Re: [RESEND][PATCH v2] mm: don't call lru draining in the nested lru_cache_disable
From: David Hildenbrand
Date: Thu Jan 20 2022 - 03:42:32 EST
On 19.01.22 01:12, Minchan Kim wrote:
> On Mon, Jan 17, 2022 at 02:47:06PM +0100, Michal Hocko wrote:
>> On Thu 30-12-21 11:36:27, Minchan Kim wrote:
>>> lru_cache_disable involves IPIs to drain pagevec of each core,
>>> which sometimes takes quite long time to complete depending
>>> on cpu's business, which makes allocation too slow up to
>>> sveral hundredth milliseconds. Furthermore, the repeated draining
>>> in the alloc_contig_range makes thing worse considering caller
>>> of alloc_contig_range usually tries multiple times in the loop.
>>>
>>> This patch makes the lru_cache_disable aware of the fact the
>>> pagevec was already disabled. With that, user of alloc_contig_range
>>> can disable the lru cache in advance in their context during the
>>> repeated trial so they can avoid the multiple costly draining
>>> in cma allocation.
>>
>> Do you have any numbers on any improvements?
>
> The LRU draining consumed above 50% overhead for the 20M CMA alloc.
>
>>
>> Now to the change. I do not like this much to be honest. LRU cache
>> disabling is a complex synchronization scheme implemented in
>> __lru_add_drain_all now you are stacking another level on top of that.
>>
>> More fundamentally though. I am not sure I understand the problem TBH.
>
> The problem is that kinds of IPI using normal prority workqueue to drain
> takes much time depending on the system CPU business.
>
>> What prevents you from calling lru_cache_disable at the cma level in the
>> first place?
>
> You meant moving the call from alloc_contig_range to caller layer?

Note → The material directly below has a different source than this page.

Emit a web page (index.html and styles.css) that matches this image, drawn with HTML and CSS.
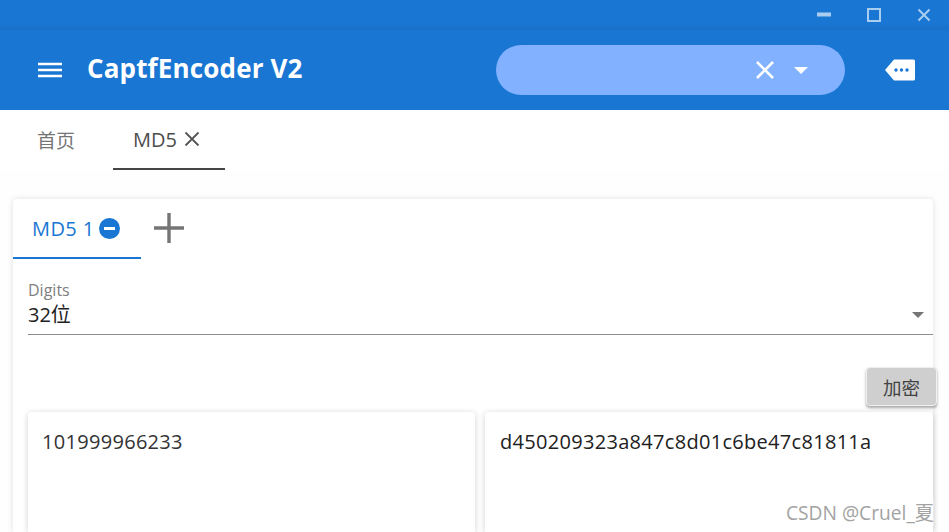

> So, virtio_mem_fake_online, too? It could and make sense from
> performance perspective since upper layer usually calls the
> alloc_contig_range multiple times on retrial loop.
>
^ I actually do have something like that on my TODO list.
The issue is that we have demanding requirements for
alloc_contig_range(), discussed in the past for CMA bulk allocations:
(1) Fast, unreliable allocations
Fail fast and let caller continue with next allocation instead of
retrying. Try to not degrade system performance.
(2) Slow, reliable allocations
Retry as good as possible. Degrading system performance (e.g., disabling
lru) is acceptable.
virtio-mem is usually (2), although there could be some use cases where
we first want to try (1) -- unplug as much memory as we can fast -- to
then fallback to (2) -- unplug what remains.
CMA bulk allocations are (1). "Ordinary" CMA is mostly (2) I'd assume.